Cecilia Fitzpatrick has achieved it all - she's an incredibly successful businesswoman, a pillar of her small community, and a devoted wife and mother. Her life is as orderly and spotless as her home. But that letter is about to change everything, and not just for her: Rachel and Tess barely know Cecilia - or each other - but they too are about to feel the earth-shattering repercussions of her husband's secret."

That's it for my 2017 book list. I'm excited to read more books in 2018 and to post my reading list on the blog soon. Do you have any recommendations for me? I'd love to hear some of your favorite books, new suggested books, and especially any reads that fall into my beloved "personal growth" genre! Comment below!

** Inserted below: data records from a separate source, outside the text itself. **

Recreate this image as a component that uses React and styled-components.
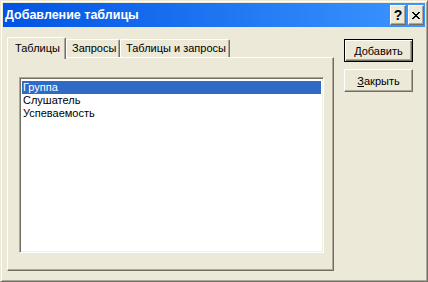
import React from "react";
import styled, { createGlobalStyle } from "styled-components";

const GlobalStyle = createGlobalStyle`
    html, body {
        margin: 0;
        padding: 0;
        background: #ECE9D8;
    }
    body {
        font-family: "Liberation Sans", Arial, sans-serif;
        font-size: 11px;
    }
`

const Window = styled.div`
    width: 428px;
    height: 282px;
    box-sizing: border-box;
    background: #ECE9D8;
    border: 1px solid;
    border-color: #ECE9D8 #716F64 #716F64 #ECE9D8;
    box-shadow: inset 1px 1px #FFFFFF, inset -1px -1px #ACA899;
    padding: 2px;
    display: flex;
    flex-direction: column;
`

const TitleBar = styled.div`
    height: 24px;
    flex: none;
    display: flex;
    align-items: center;
    justify-content: space-between;
    padding: 0 1px 0 2px;
    background: linear-gradient(to right, #0054E3, #3D95FF);
`

const Title = styled.div`
    color: #FFFFFF;
    font-weight: bold;
    font-size: 12.5px;
`

const TitleButtons = styled.div`
    display: flex;
    gap: 2px;
`

const CaptionButton = styled.div`
    width: 16px;
    height: 20px;
    box-sizing: border-box;
    background: #ECE9D8;
    border: 1px solid;
    border-color: #FFFFFF #716F64 #716F64 #FFFFFF;
    box-shadow: inset -1px -1px #ACA899;
    display: flex;
    align-items: center;
    justify-content: center;
    font-weight: bold;
    font-size: 14px;
    color: #000000;
`

const Body = styled.div`
    flex: 1;
    display: flex;
    gap: 10px;
    padding: 10px 10px 8px 4px;
`

const TabControl = styled.div`
    width: 327px;
    display: flex;
    flex-direction: column;
`

const TabStrip = styled.div`
    height: 20px;
    display: flex;
    align-items: flex-end;
    position: relative;
    z-index: 1;
`

const Tab = styled.div`
    box-sizing: border-box;
    width: ${p => p.$w}px;
    height: ${p => (p.$active ? 22 : 18)}px;
    margin-bottom: ${p => (p.$active ? -2 : 0)}px;
    background: #ECE9D8;
    border-top: 1px solid #FFFFFF;
    border-left: 1px solid #FFFFFF;
    border-right: 1px solid #716F64;
    box-shadow: inset -1px 0 #ACA899;
    border-radius: 2px 2px 0 0;
    padding: ${p => (p.$active ? "4px 0 0 7px" : "2px 0 0 5px")};
    color: #000000;
    white-space: nowrap;
`

const TabPanel = styled.div`
    flex: 1;
    box-sizing: border-box;
    border: 1px solid;
    border-color: #FFFFFF #716F64 #716F64 #FFFFFF;
    box-shadow: inset -1px -1px #ACA899;
    padding: 19px 9px 17px 11px;
    display: flex;
`

const ListBox = styled.div`
    flex: 1;
    box-sizing: border-box;
    background: #FFFFFF;
    border: 1px solid;
    border-color: #ACA899 #FFFFFF #FFFFFF #ACA899;
    box-shadow: inset 1px 1px #716F64, inset -1px -1px #F1EFE2;
    padding: 3px 2px;
`

const ListItem = styled.div`
    height: 13px;
    line-height: 13px;
    padding-left: 1px;
    background: ${p => (p.$selected ? "#316AC5" : "transparent")};
    color: ${p => (p.$selected ? "#FFFFFF" : "#000000")};
`

const ButtonColumn = styled.div`
    display: flex;
    flex-direction: column;
    gap: 7px;
    padding-top: 2px;
`

const Button = styled.div`
    width: 69px;
    height: 23px;
    box-sizing: border-box;
    background: #ECE9D8;
    border: 1px solid;
    border-color: ${p => (p.$default ? "#000000" : "#FFFFFF #716F64 #716F64 #FFFFFF")};
    box-shadow: ${p => (p.$default
        ? "inset 1px 1px #FFFFFF, inset -1px -1px #716F64, inset -2px -2px #ACA899"
        : "inset -1px -1px #ACA899")};
    display: flex;
    align-items: center;
    justify-content: center;
    color: #000000;
    font-size: 11px;
`

const Mnemonic = styled.span`
    text-decoration: underline;
`

const CloseGlyph = () => (
    <svg width="8" height="7" viewBox="0 0 8 7">
        <path d="M0 0h2v1h1v1h2V1h1V0h2v1H7v1H6v1H5v1h1v1h1v1h1v1H6V6H5V5H3v1H2v1H0V6h1V5h1V4h1V3H2V2H1V1H0z" fill="#000" />
    </svg>
)

const App = () => {
    const items = ["Группа", "Слушатель", "Успеваемость"];

    return (
        <>
            <GlobalStyle />
            <Window>
                <TitleBar>
                    <Title>Добавление таблицы</Title>
                    <TitleButtons>
                        <CaptionButton>?</CaptionButton>
                        <CaptionButton><CloseGlyph /></CaptionButton>
                    </TitleButtons>
                </TitleBar>
                <Body>
                    <TabControl>
                        <TabStrip>
                            <Tab $active $w={59}>Таблицы</Tab>
                            <Tab $w={54}>Запросы</Tab>
                            <Tab $w={110}>Таблицы и запросы</Tab>
                        </TabStrip>
                        <TabPanel>
                            <ListBox>
                                {items.map((it, i) => (
                                    <ListItem key={it} $selected={i === 0}>{it}</ListItem>
                                ))}
                            </ListBox>
                        </TabPanel>
                    </TabControl>
                    <ButtonColumn>
                        <Button $default><Mnemonic>Д</Mnemonic>обавить</Button>
                        <Button><Mnemonic>З</Mnemonic>акрыть</Button>
                    </ButtonColumn>
                </Body>
            </Window>
        </>
    );
}

export default App;
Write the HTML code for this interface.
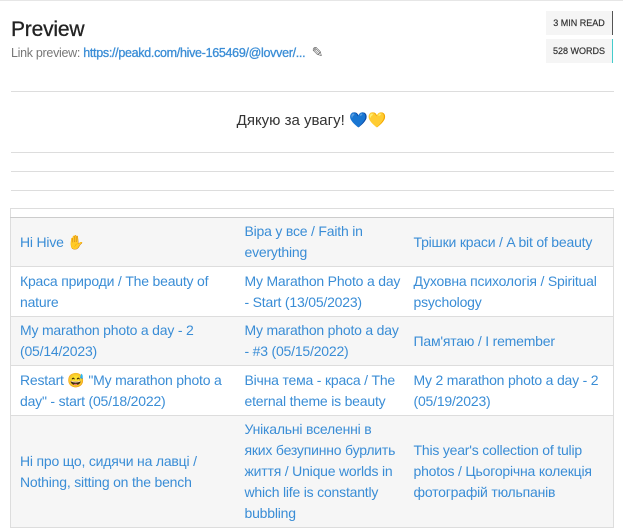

  • Beth- thank you SO much for your comment! I’m glad I wasn’t the only one unimpressed by Wrinkle in Time- you and your 12 year old have made me feel better about that! lol So excited to read The Power of Habit :D Thank you so much for the recommendation!

    Megan Connelley
  • I love reading list goals!
    Last year I started branching out in the other direction, from lots of fiction to more non-fiction. If it’s fiction, I like it meaty & often historical.
    I have read 2 from your list:
    A Wrinkle I’m Time – I know it’s a favorite of many, but it did nothing for me. My twelve year old didn’t think much of it either. And I don’t plan to read any further in the series.
    The Husband’s Secret – I loved that the secret wasn’t painfully obvious. The cover makes you think you know what’s up, but your guess is way off! I was surprised by how much I liked it.

    Ok do have a recommendation, especially since you like non-fiction:
    The Power of Habit
    Everyone I have recommended this to has liked it!